BERZEG: İFADESİ ALINAN ASKERLER BASKI ALTINDA
AHİM’deki davalarda avukatlık yapan Kazım Berzeg ise, önceki gün belgeyi imha eden ekipte görevli olan askerlerin savcılıkta ifadesinin alındığını hatırlatarak, “Çok ilginç. Biz şimdi o askerlerin nasıl olurda doğru bilgiler verdiğine inanacağız? İnanamayız. Çünkü belgeyi hazırlayan ve hazırlanması emrini veren komutanlar görevlerinin başında. Bu askerlerde baskı altında” dedi.
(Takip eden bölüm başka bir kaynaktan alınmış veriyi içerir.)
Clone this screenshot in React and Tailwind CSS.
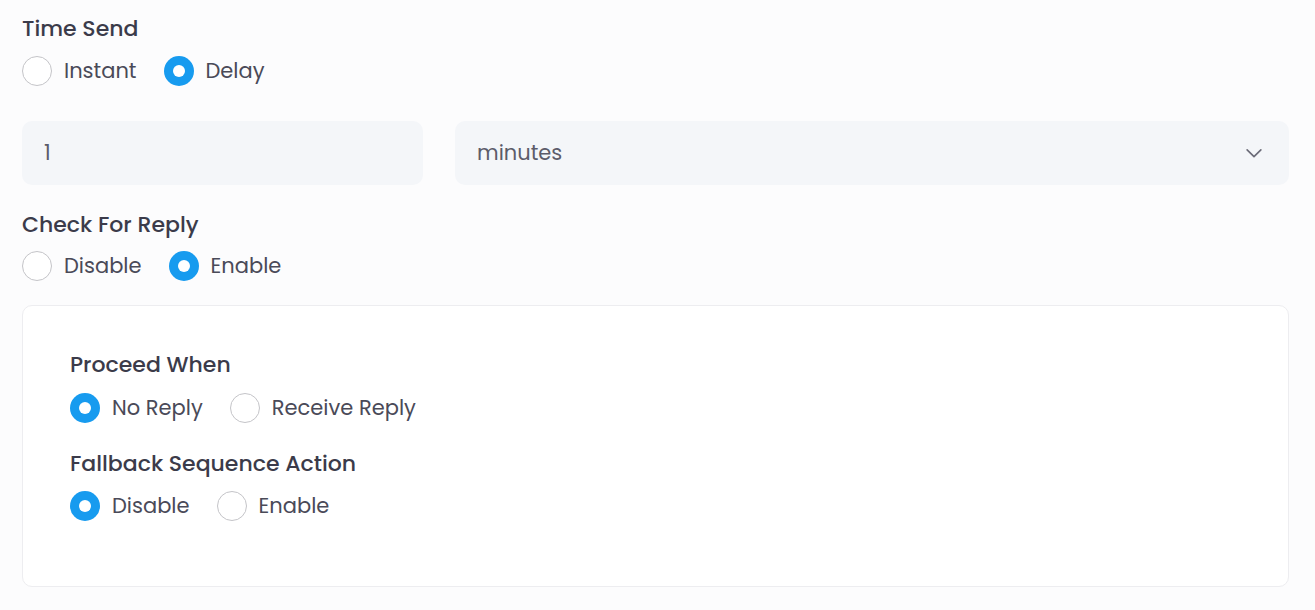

“İLİŞKİLERİ KESİLMEDEN BU İŞ OLMAZ”
1955’ten bu yana TSK içinde bazı grupların iktidarları alaşağı etme planları ürettiklerini vurgulayan Berzeg, “Biz sürekli olarak bu planların yazılıp çizildiğini biliyoruz. Kimi zaman bu planlar devreye sokulamadan engellendiyse de darbeleri ve muhtıraları yaşadık. Şimdi durum farklı. Tamam konu sivil savcılık tarafından da yürütülüyor ancak sağlıklı yürütülebilmesi için önce söz konusu belgede adı geçen ve emri verdiği öne sürülenler görevlerinin başında. Oysa onlar derhal açığa alınmalıydı. Onların TSK’dan ilişkileri kesilmeden adil bir yargılama bekleyemeyiz. Çünkü ‘gerçek’ engellenmek isteniyor” diye konuştu.
“SİLAHI ÇEKEN HERKES KOVBOY GİBİ KONUŞUYOR”
Ülkenin dış dünyada sürekli bu tartışmalar yüzünden itibar kaybettiğini vurgulayan Berzeg, “Türkiye işte bunun için demokratik ve özgür ülkeler kampına alınmıyor. Bu vesayet sistemi sürdükçe de bu böyle olacak. Demokrasinin ‘D’sinden söz edebilmemiz için önce asker, sivil iradenin denetimine açılabilmelidir. Silahı çeken herkesin kovboy gibi konuştuğu ülkede demokrasiden söz edilemez. Gelişmiş ülkelerde bırakın siyasete müdahaleyi, siyaset hakkında tek söz söyleyen askerler bile görevden alınıyor” dedi.